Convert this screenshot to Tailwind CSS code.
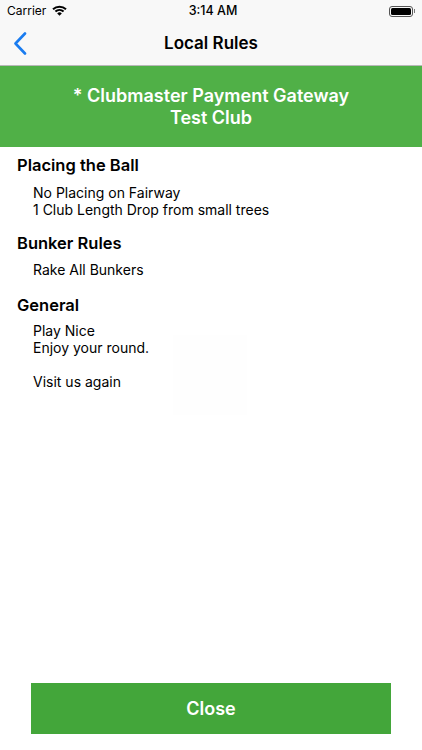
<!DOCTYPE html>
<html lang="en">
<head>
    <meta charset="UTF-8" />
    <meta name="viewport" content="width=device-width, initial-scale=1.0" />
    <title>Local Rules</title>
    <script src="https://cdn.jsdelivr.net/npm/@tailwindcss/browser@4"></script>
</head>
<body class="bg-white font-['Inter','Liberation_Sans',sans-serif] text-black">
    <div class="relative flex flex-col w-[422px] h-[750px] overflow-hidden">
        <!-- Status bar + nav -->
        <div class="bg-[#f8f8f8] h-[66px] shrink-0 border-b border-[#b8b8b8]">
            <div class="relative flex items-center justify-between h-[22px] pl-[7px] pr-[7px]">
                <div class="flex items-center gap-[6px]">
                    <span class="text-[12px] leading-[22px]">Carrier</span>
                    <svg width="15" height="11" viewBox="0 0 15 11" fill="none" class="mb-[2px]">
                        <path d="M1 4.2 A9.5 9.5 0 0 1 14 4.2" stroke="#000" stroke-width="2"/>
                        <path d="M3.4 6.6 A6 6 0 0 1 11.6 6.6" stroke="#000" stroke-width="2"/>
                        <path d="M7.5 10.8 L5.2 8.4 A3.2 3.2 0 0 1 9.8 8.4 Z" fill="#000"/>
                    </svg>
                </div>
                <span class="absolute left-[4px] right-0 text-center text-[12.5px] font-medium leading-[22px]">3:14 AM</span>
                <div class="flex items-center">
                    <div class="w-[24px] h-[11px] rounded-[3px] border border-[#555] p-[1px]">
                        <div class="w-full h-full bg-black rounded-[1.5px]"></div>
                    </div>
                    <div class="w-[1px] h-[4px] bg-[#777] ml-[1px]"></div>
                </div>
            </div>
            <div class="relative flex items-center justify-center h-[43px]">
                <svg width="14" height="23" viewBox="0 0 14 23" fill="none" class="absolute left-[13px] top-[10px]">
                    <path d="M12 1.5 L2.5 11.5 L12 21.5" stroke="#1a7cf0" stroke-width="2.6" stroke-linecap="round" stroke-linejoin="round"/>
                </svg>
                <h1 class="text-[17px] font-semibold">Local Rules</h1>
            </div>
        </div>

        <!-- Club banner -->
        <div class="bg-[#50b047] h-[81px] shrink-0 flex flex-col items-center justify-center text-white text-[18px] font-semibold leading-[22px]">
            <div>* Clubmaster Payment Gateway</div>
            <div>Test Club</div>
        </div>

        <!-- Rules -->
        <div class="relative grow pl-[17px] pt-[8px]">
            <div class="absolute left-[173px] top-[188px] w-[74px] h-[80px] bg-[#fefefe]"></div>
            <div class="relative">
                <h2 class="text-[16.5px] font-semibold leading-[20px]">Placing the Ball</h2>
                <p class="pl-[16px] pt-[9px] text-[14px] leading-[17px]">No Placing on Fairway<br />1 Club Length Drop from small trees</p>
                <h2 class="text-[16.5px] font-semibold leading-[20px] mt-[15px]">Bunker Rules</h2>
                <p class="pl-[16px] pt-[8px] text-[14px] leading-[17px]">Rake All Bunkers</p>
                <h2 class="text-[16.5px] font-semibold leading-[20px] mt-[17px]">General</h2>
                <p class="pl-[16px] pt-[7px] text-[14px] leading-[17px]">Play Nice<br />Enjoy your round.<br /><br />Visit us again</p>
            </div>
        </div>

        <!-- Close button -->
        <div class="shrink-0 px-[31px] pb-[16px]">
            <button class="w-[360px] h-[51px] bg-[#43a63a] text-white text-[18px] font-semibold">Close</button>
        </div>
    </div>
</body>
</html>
========
Problem description: Transcribe all the data word for word; the images stay out.

Reply:
Convert this screenshot to Tailwind CSS code.
<!DOCTYPE html>
<html lang="en">
<head>
    <meta charset="UTF-8" />
    <meta name="viewport" content="width=device-width, initial-scale=1.0" />
    <title>Local Rules</title>
    <script src="https://cdn.jsdelivr.net/npm/@tailwindcss/browser@4"></script>
</head>
<body class="bg-white font-['Inter','Liberation_Sans',sans-serif] text-black">
    <div class="relative flex flex-col w-[422px] h-[750px] overflow-hidden">
        <!-- Status bar + nav -->
        <div class="bg-[#f8f8f8] h-[66px] shrink-0 border-b border-[#b8b8b8]">
            <div class="relative flex items-center justify-between h-[22px] pl-[7px] pr-[7px]">
                <div class="flex items-center gap-[6px]">
                    <span class="text-[12px] leading-[22px]">Carrier</span>
                    <svg width="15" height="11" viewBox="0 0 15 11" fill="none" class="mb-[2px]">
                        <path d="M1 4.2 A9.5 9.5 0 0 1 14 4.2" stroke="#000" stroke-width="2"/>
                        <path d="M3.4 6.6 A6 6 0 0 1 11.6 6.6" stroke="#000" stroke-width="2"/>
                        <path d="M7.5 10.8 L5.2 8.4 A3.2 3.2 0 0 1 9.8 8.4 Z" fill="#000"/>
                    </svg>
                </div>
                <span class="absolute left-[4px] right-0 text-center text-[12.5px] font-medium leading-[22px]">3:14 AM</span>
                <div class="flex items-center">
                    <div class="w-[24px] h-[11px] rounded-[3px] border border-[#555] p-[1px]">
                        <div class="w-full h-full bg-black rounded-[1.5px]"></div>
                    </div>
                    <div class="w-[1px] h-[4px] bg-[#777] ml-[1px]"></div>
                </div>
            </div>
            <div class="relative flex items-center justify-center h-[43px]">
                <svg width="14" height="23" viewBox="0 0 14 23" fill="none" class="absolute left-[13px] top-[10px]">
                    <path d="M12 1.5 L2.5 11.5 L12 21.5" stroke="#1a7cf0" stroke-width="2.6" stroke-linecap="round" stroke-linejoin="round"/>
                </svg>
                <h1 class="text-[17px] font-semibold">Local Rules</h1>
            </div>
        </div>

        <!-- Club banner -->
        <div class="bg-[#50b047] h-[81px] shrink-0 flex flex-col items-center justify-center text-white text-[18px] font-semibold leading-[22px]">
            <div>* Clubmaster Payment Gateway</div>
            <div>Test Club</div>
        </div>

        <!-- Rules -->
        <div class="relative grow pl-[17px] pt-[8px]">
            <div class="absolute left-[173px] top-[188px] w-[74px] h-[80px] bg-[#fefefe]"></div>
            <div class="relative">
                <h2 class="text-[16.5px] font-semibold leading-[20px]">Placing the Ball</h2>
                <p class="pl-[16px] pt-[9px] text-[14px] leading-[17px]">No Placing on Fairway<br />1 Club Length Drop from small trees</p>
                <h2 class="text-[16.5px] font-semibold leading-[20px] mt-[15px]">Bunker Rules</h2>
                <p class="pl-[16px] pt-[8px] text-[14px] leading-[17px]">Rake All Bunkers</p>
                <h2 class="text-[16.5px] font-semibold leading-[20px] mt-[17px]">General</h2>
                <p class="pl-[16px] pt-[7px] text-[14px] leading-[17px]">Play Nice<br />Enjoy your round.<br /><br />Visit us again</p>
            </div>
        </div>

        <!-- Close button -->
        <div class="shrink-0 px-[31px] pb-[16px]">
            <button class="w-[360px] h-[51px] bg-[#43a63a] text-white text-[18px] font-semibold">Close</button>
        </div>
    </div>
</body>
</html>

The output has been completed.